Dataset section -
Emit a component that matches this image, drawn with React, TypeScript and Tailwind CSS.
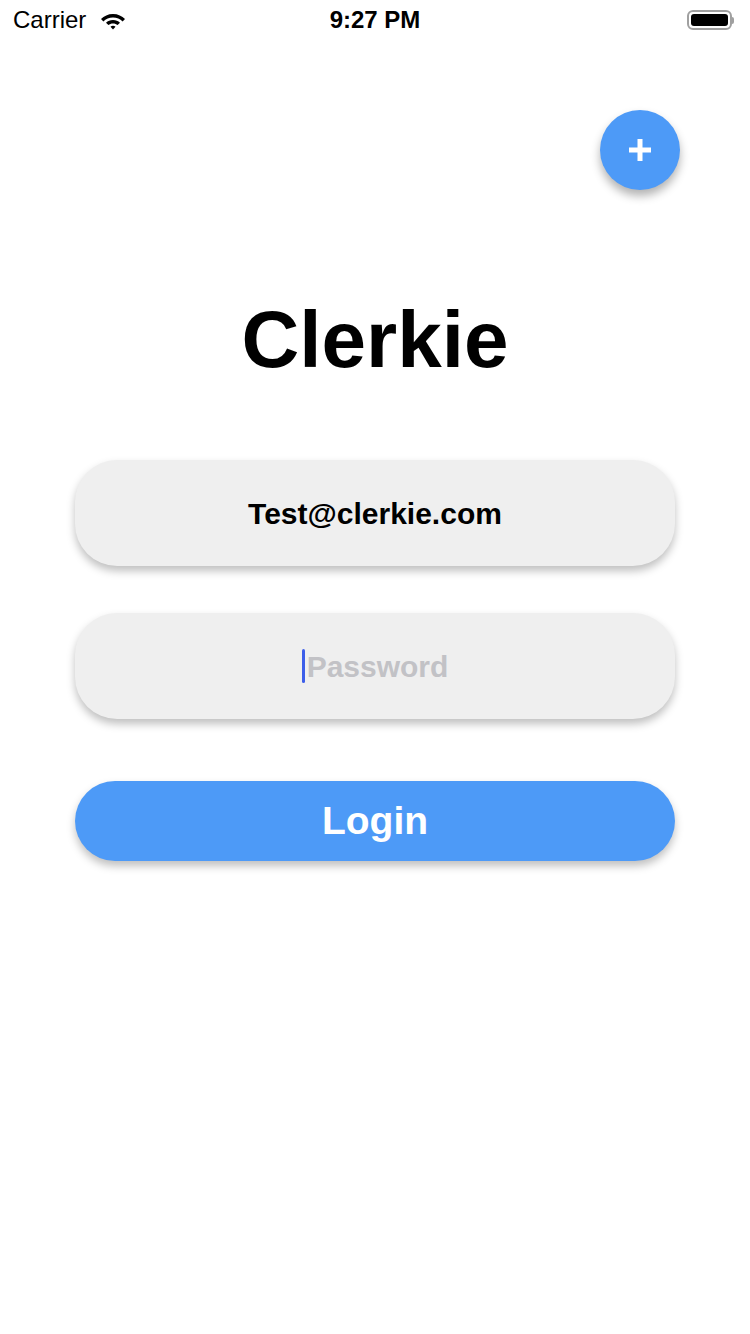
import React from "react";

export default function App() {
  return (
    <div
      className="w-[750px] h-[1334px] bg-white flex flex-col relative overflow-hidden"
      style={{ fontFamily: '"Liberation Sans", Arial, sans-serif' }}
    >
      {/* Status bar */}
      <div className="h-[40px] flex items-center justify-between px-[13px] text-black">
        <div className="flex items-center gap-[13px] w-[200px]">
          <span className="text-[24px] leading-none">Carrier</span>
          <svg width="28" height="20" viewBox="0 0 28 20">
            <path d="M14 4 C19 4 23 6 26 9 L23.6 11.4 C21.2 9 17.8 7.4 14 7.4 C10.2 7.4 6.8 9 4.4 11.4 L2 9 C5 6 9 4 14 4 Z" fill="#000" />
            <path d="M14 10 C16.8 10 19.2 11 21 12.7 L18.6 15.1 C17.4 14 15.8 13.4 14 13.4 C12.2 13.4 10.6 14 9.4 15.1 L7 12.7 C8.8 11 11.2 10 14 10 Z" fill="#000" />
            <path d="M14 15.8 C15 15.8 15.9 16.2 16.5 16.8 L14 19.4 L11.5 16.8 C12.1 16.2 13 15.8 14 15.8 Z" fill="#000" />
          </svg>
        </div>
        <span className="text-[24px] leading-none font-bold">9:27 PM</span>
        <div className="w-[200px] flex justify-end items-center pr-[3px]">
          <div className="w-[45px] h-[20px] rounded-[6px] border-[2px] border-[#a0a0a0] p-[2px]">
            <div className="w-full h-full bg-black rounded-[3px]" />
          </div>
          <div className="w-[2px] h-[7px] bg-[#a0a0a0] rounded-r-[2px]" />
        </div>
      </div>

      {/* FAB */}
      <div className="flex justify-end pr-[70px] mt-[70px]">
        <div className="w-[80px] h-[80px] rounded-full bg-[#4d9af7] flex items-center justify-center shadow-[0_6px_10px_rgba(0,0,0,0.3)]">
          <svg width="22" height="22" viewBox="0 0 22 22">
            <rect x="0" y="8.5" width="22" height="5" fill="#fff" />
            <rect x="8.5" y="0" width="5" height="22" fill="#fff" />
          </svg>
        </div>
      </div>

      {/* Title */}
      <div className="mt-[103px] flex justify-center">
        <h1 className="text-[80px] font-bold leading-[94px] text-black">Clerkie</h1>
      </div>

      {/* Form */}
      <div className="mt-[73px] flex flex-col items-center">
        <div className="w-[600px] h-[106px] rounded-[42px] bg-[#efefef] flex items-center justify-center shadow-[0_5px_8px_rgba(0,0,0,0.25)]">
          <span className="text-[30px] font-bold text-black">Test@clerkie.com</span>
        </div>
        <div className="mt-[47px] w-[600px] h-[106px] rounded-[42px] bg-[#efefef] flex items-center justify-center shadow-[0_5px_8px_rgba(0,0,0,0.25)]">
          <div className="flex items-center">
            <div className="w-[3px] h-[34px] bg-[#3d5ee9] rounded-full mr-[2px]" />
            <span className="text-[30px] font-bold text-[#c2c2c6]">Password</span>
          </div>
        </div>
        <div className="mt-[62px] w-[600px] h-[80px] rounded-full bg-[#4d9af7] flex items-center justify-center shadow-[0_5px_8px_rgba(0,0,0,0.25)]">
          <span className="text-[39px] font-bold text-white">Login</span>
        </div>
      </div>
    </div>
  );
}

Task prompt - Pictures are excluded; copy all other data exactly as shown.

Finished answer -
Emit a component that matches this image, drawn with React, TypeScript and Tailwind CSS.
import React from "react";

export default function App() {
  return (
    <div
      className="w-[750px] h-[1334px] bg-white flex flex-col relative overflow-hidden"
      style={{ fontFamily: '"Liberation Sans", Arial, sans-serif' }}
    >
      {/* Status bar */}
      <div className="h-[40px] flex items-center justify-between px-[13px] text-black">
        <div className="flex items-center gap-[13px] w-[200px]">
          <span className="text-[24px] leading-none">Carrier</span>
          <svg width="28" height="20" viewBox="0 0 28 20">
            <path d="M14 4 C19 4 23 6 26 9 L23.6 11.4 C21.2 9 17.8 7.4 14 7.4 C10.2 7.4 6.8 9 4.4 11.4 L2 9 C5 6 9 4 14 4 Z" fill="#000" />
            <path d="M14 10 C16.8 10 19.2 11 21 12.7 L18.6 15.1 C17.4 14 15.8 13.4 14 13.4 C12.2 13.4 10.6 14 9.4 15.1 L7 12.7 C8.8 11 11.2 10 14 10 Z" fill="#000" />
            <path d="M14 15.8 C15 15.8 15.9 16.2 16.5 16.8 L14 19.4 L11.5 16.8 C12.1 16.2 13 15.8 14 15.8 Z" fill="#000" />
          </svg>
        </div>
        <span className="text-[24px] leading-none font-bold">9:27 PM</span>
        <div className="w-[200px] flex justify-end items-center pr-[3px]">
          <div className="w-[45px] h-[20px] rounded-[6px] border-[2px] border-[#a0a0a0] p-[2px]">
            <div className="w-full h-full bg-black rounded-[3px]" />
          </div>
          <div className="w-[2px] h-[7px] bg-[#a0a0a0] rounded-r-[2px]" />
        </div>
      </div>

      {/* FAB */}
      <div className="flex justify-end pr-[70px] mt-[70px]">
        <div className="w-[80px] h-[80px] rounded-full bg-[#4d9af7] flex items-center justify-center shadow-[0_6px_10px_rgba(0,0,0,0.3)]">
          <svg width="22" height="22" viewBox="0 0 22 22">
            <rect x="0" y="8.5" width="22" height="5" fill="#fff" />
            <rect x="8.5" y="0" width="5" height="22" fill="#fff" />
          </svg>
        </div>
      </div>

      {/* Title */}
      <div className="mt-[103px] flex justify-center">
        <h1 className="text-[80px] font-bold leading-[94px] text-black">Clerkie</h1>
      </div>

      {/* Form */}
      <div className="mt-[73px] flex flex-col items-center">
        <div className="w-[600px] h-[106px] rounded-[42px] bg-[#efefef] flex items-center justify-center shadow-[0_5px_8px_rgba(0,0,0,0.25)]">
          <span className="text-[30px] font-bold text-black">Test@clerkie.com</span>
        </div>
        <div className="mt-[47px] w-[600px] h-[106px] rounded-[42px] bg-[#efefef] flex items-center justify-center shadow-[0_5px_8px_rgba(0,0,0,0.25)]">
          <div className="flex items-center">
            <div className="w-[3px] h-[34px] bg-[#3d5ee9] rounded-full mr-[2px]" />
            <span className="text-[30px] font-bold text-[#c2c2c6]">Password</span>
          </div>
        </div>
        <div className="mt-[62px] w-[600px] h-[80px] rounded-full bg-[#4d9af7] flex items-center justify-center shadow-[0_5px_8px_rgba(0,0,0,0.25)]">
          <span className="text-[39px] font-bold text-white">Login</span>
        </div>
      </div>
    </div>
  );
}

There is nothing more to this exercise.